Hakkında ne okuduysam hepsinde kendimi gördüm.
yıllardır aradığım ruh hastalığımı buldum sevinsem mi üzülsem mi bilemedim tedavisi neyin yok mu bu meretin.
henüz bir teşhis almış olmasamda içinde bulunduğumu düşündüğüm durum hali. insana ve insanın ürettiği her şeye; kültür, din, toplum, sosyal düzen vs bir nefret büyüyor sanki içimde. çok klasik olacak ama hani vardır ya çevremizde hayvanları sevip insanları sevmeyen kişiler sanki onların daha da uçlaşmış hali gibiyim. bu gezegende yaşayan ve yaşamını bu doğaya borçlu bir tür olarak dünyaya, doğaya, birbirimize yaptığımız onca pislikten ve gözü doymazlığımızdan tiksiniyorum. acımasızlığımızın, çıkarlarımız uğruna yapmayacaklarımızın haddi hesabı yok. insanlığın geleceğine dair günden güne daha karanlık bir tablo görüyorum düşündüğümde, bilmiyorum nereye kadar nasıl böyle gidecek ama yabancılaşıyorum sanki.
kıskançlık, zafer duygusunun tatmin edilememesi, ya da psikolojik bir olayın derin bir iz bırakması ile tüm insanlardan nefret etme hastalığıdır. Başlangıç noktaları kıskançlık/zafer duygusunun tatmin edilememesi olabilir.

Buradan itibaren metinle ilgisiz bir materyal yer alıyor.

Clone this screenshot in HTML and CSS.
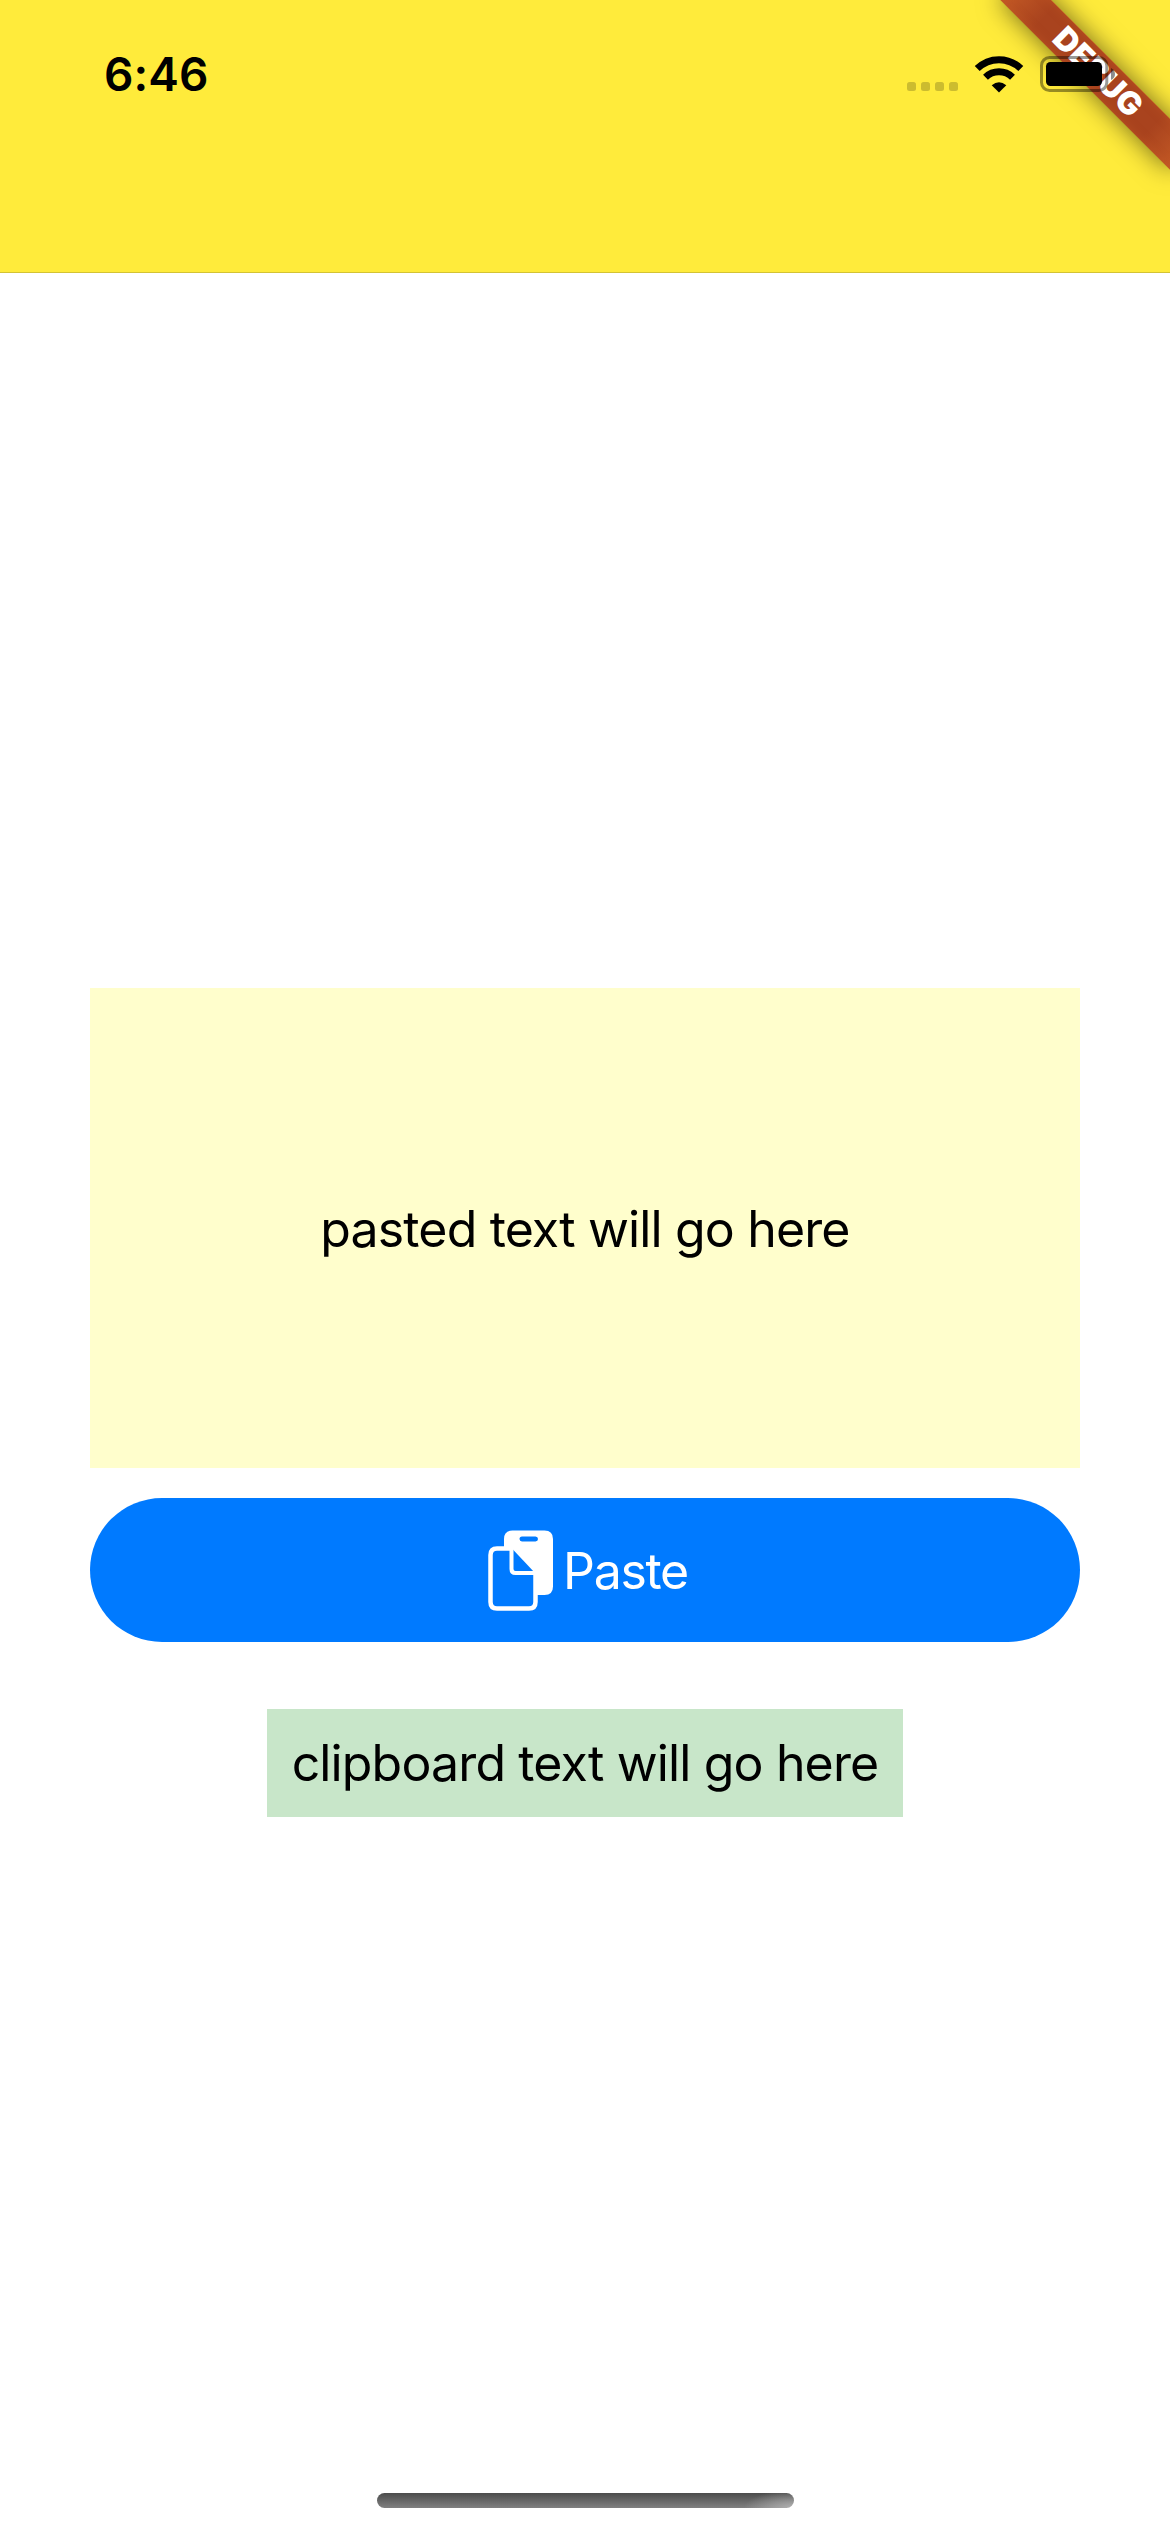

son yıllarda insanların prim yapmaya çalıştığı tapon akımlardan biridir. kendilerini mizantrop olarak gösteren kişilerden ' abi ben insan sevmiyorum yeea, doğa ve hayvanları versinler bana yeter yeeeaa, into the wild aaabi yea olay bu karavanın olacak basıp gideceksin buralardan.... ' ve buna benzer bir çok saçmalıkları işitmeniz olasıdır. bunlar insanlar ölsün yeea bohemliğini yaşamak isterken 1 saat sonra annesinden patates kızartmasını isteyen falan tiplerdir. mal mal tiplerle uğraşmayın bunlar gibi ya yaşamınıza bakın.
sonuna kadar olması gereken doğal bir eğilim. insan insansa eğer kendi dahil tüm insan ırkından nefret etmeli. bütün insanlık zarar ziyan ve ahmaklıktan başka bir şey değildir ve ben dahil tüm değersiz et yığınları olarak telef edilmelidir.